A quien se aventure en el terreno de la farmacopea sin la consabida guía corre el peligro de quedar inútil para las artes venéreas. Pero no todos los poetas incurren en riesgos tan flagrantes. Algunos se limitan (y se limitaron) a hacer uso de la ciencia como tema o móvil inspirador. Wislawa Szymborska (Premio Nobel de Literatura 1996) escribió un poema al número pi (3,1415926535...) con el que consigue, haciendo uso de un lenguaje no demasiado técnico pero a la vez didáctico, explicar en qué consiste la magia de ese número y, a la vez, permitir que funcione casi como una canción de cuna. El poema es largo, pero valen como muestra los primeros versos: “El número Pi es digno de admiración/ tres coma uno cuatro uno/ todas sus cifras siguientes también son iniciales/ cinco nueve dos, porque nunca se termina./ No permite abarcarlo con la mirada seis cinco tres cinco/ con un cálculo ocho nueve/ con la imaginación siete nueve/ o en broma tres dos tres, es decir, por comparación/ ocho cuatro seis con cualquier otra cosa/ dos seis cuatro tres en el mundo”.
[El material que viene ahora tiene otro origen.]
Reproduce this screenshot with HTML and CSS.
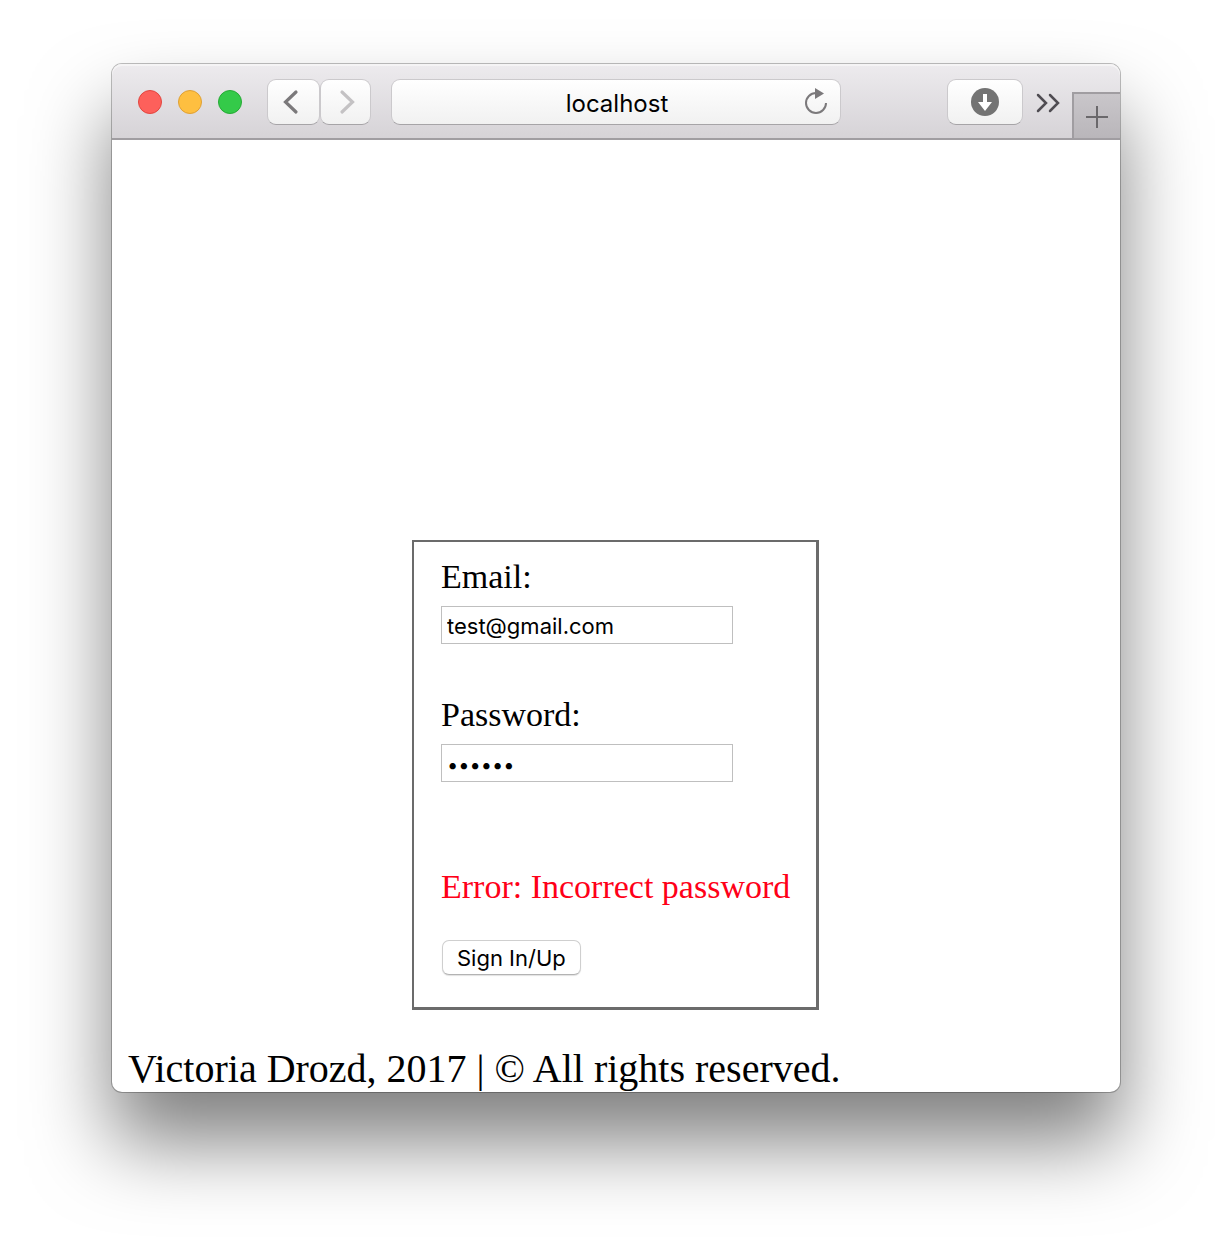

Ahí tienen la refutación al método de Moebius: una mujer que no siente rechazo por las magnitudes exactas, aunque éstas se parezcan a largas serpientes, un cortejo de cifras que no se detiene en el margen de una hoja, y que es “capaz de prolongarse por la mesa, a través del aire, a través del muro, de una hoja, del nido de un pájaro, de las nubes, directamente al cielo a través de la total hinchazón e inmensidad del cielo”.
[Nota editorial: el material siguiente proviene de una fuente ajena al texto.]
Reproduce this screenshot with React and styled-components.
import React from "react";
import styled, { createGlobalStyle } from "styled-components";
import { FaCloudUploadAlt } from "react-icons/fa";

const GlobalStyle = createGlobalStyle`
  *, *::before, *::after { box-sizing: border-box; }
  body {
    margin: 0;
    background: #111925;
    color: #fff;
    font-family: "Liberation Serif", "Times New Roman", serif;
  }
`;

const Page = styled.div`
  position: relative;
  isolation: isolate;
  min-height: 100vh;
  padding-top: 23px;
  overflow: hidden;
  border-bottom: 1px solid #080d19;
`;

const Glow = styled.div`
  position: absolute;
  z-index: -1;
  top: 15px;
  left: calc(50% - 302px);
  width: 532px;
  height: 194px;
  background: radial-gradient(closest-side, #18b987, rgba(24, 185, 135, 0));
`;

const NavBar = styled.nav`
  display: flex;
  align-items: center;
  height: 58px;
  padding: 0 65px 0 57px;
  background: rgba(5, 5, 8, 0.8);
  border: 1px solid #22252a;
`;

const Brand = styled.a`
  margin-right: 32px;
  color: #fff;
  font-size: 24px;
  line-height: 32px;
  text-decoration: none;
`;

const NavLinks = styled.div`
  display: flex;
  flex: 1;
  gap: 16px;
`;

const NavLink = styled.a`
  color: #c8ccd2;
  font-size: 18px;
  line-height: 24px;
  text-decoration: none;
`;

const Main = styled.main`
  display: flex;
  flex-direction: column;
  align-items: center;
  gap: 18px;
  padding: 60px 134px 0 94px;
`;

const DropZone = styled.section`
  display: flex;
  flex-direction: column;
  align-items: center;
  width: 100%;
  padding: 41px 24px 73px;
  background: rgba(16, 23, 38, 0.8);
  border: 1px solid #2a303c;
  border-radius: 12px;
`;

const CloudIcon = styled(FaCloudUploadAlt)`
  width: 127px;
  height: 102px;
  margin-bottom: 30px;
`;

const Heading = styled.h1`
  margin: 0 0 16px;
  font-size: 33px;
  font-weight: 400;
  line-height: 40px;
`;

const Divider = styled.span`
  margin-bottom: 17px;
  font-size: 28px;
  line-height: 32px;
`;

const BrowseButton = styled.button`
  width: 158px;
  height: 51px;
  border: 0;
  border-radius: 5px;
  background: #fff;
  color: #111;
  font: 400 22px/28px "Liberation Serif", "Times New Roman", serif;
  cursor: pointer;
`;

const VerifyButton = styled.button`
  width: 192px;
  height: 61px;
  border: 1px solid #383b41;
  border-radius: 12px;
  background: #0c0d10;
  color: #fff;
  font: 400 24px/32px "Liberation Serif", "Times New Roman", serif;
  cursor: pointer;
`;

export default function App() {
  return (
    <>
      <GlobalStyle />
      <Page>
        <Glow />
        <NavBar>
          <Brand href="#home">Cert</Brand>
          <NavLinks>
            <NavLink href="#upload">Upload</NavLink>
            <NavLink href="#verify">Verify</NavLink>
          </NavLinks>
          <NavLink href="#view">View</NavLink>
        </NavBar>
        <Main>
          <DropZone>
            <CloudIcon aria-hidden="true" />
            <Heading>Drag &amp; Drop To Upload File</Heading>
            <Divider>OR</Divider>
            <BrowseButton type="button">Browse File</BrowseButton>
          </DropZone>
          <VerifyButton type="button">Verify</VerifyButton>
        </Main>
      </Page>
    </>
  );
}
El norteamericano John Updike (1932) escribió un libro titulado Siete odas a los fenómenos naturales, donde dedica poemas a procesos como la evaporación, la cristalización o la entropía. Escribió también un poema a los neutrinos: “no tienen masa ni carga,/ no interactúan para nada./ La Tierra es una tonta pelota/ para ellos, a través de la cual simplemente pasan,/ como barrenderos a lo largo de un pasillo ventoso/ o fotones a través de una lámina de vidrio”.
Walt Whitman (1819-1892) no rinde tributo, pero la ciencia también hace su entrada en su poesía. En Cuando escuché al sabio astrónomo dandodemostraciones, cifras, mostrando cuadros y diagramas, sumando y dividiendo, escucha los aplausos y cansado y enfermo abandona la sala y vaga en la noche buscando un poco de silencio mirando las estrellas. Lo cierto es que el poeta estaba allí, en una sala de conferencias, y si el sabio en cuestión lo hizo salir en busca de un poco de soledad y de silencio tal vez la culpa haya que achacársela al conferencista.
Tal vez Edgar Allan Poe (1809-1849) supo plantear la pregunta más eficaz. En su Soneto a la ciencia, ésta aparece como un buitre que devora el corazón del poeta. Sus alas son opacas realidades, y Poe se pregunta cómo podría el poeta amar a la ciencia: “¿cómo puede juzgarte sabia/ aquel a quien no dejas en su vagar/ buscar un tesoro en los enjoyados cielos,/ aunque se elevara con intrépida ala?”, se pregunta. La ciencia consiguió arrebatar a Diana de su carro, expulsó a las Hamadríades del bosque para buscar abrigo en alguna estrella feliz, arrancó a las Náyades de la inundación, al Elfo de la hierba. Y al poeta del sueño de verano bajo el tamarindo. Poe pregunta, pero la ciencia no responde.